More subtly, District 211 gives some context to Illinois’ “equitable continuous trigger” theory which is difficult to apply in first party property matters. In the first appeal of this matter, the Illinois Appellate Court deemed asbestos property damage an “ongoing, continuous process, triggering every policy … in effect during the period beginning with the installation of the friable, fiber-releasing asbestos materials and ending when those materials are removed or contained.” Board of Education of Township High School District No. 211, Cook County, Illinois, v. International Ins. Co., 308 Ill.App.3d 597, 604, 720 N.E.2d 622 (1st Dist. 1999).
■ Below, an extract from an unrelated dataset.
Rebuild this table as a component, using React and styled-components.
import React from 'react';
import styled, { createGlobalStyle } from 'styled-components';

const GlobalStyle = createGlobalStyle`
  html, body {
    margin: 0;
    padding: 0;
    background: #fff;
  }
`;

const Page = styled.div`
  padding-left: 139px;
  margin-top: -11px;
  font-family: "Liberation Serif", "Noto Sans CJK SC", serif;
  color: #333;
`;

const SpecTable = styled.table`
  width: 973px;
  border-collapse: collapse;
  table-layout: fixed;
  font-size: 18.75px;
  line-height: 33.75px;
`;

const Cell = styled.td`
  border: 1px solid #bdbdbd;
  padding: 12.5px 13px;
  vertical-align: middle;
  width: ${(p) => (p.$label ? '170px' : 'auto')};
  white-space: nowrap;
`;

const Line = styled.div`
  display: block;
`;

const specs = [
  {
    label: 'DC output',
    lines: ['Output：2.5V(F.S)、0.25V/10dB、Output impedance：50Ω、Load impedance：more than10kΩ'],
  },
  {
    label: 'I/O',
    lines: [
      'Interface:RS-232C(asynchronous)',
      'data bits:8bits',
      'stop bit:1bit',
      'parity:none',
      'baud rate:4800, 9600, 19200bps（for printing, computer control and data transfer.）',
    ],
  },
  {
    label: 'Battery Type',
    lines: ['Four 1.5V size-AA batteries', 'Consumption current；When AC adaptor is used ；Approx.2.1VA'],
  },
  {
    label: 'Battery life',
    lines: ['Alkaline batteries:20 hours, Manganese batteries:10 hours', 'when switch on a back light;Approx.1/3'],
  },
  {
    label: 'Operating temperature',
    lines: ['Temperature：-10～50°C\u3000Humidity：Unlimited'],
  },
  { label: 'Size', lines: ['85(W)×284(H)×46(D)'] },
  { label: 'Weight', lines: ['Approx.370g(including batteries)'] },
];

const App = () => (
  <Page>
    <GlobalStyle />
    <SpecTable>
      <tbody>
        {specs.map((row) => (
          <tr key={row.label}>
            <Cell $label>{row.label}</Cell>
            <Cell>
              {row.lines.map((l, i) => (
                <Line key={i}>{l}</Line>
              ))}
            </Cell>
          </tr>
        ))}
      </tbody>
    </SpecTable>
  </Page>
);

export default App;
Against this backdrop, in this subsequent appeal stemming from its failure to provide proper notice, the school district argued that the claim involved progressive losses, and their successive discoveries. If it prevailed on this theory, the school district would have arguably complied with the policies’ notice requirements for “occurrences” transpiring in and around July, 1991, the time when it first gave written notice. However, the court rejected the suggestion that a “progressive loss” consists of a series of discrete “occurrences,” each independently implicating the notice requirement.
We therefore tentatively surmise that Illinois’ First District considers the presence of friable asbestos in buildings to be a “single occurrence” of property damage, albeit an “ongoing, continuous process,” which triggers all policies in effect from the date of installation to the date of removal or containment.
On January 24, 2008, Illinois’ First District rejected the policyholder’s petition for rehearing. Clausen Miller’s Sava Vojcanin and Jim Ferrini briefed the case before the Appellate Court, with Jim presenting a compelling oral argument. Sava successfully litigated the matter in the trial court.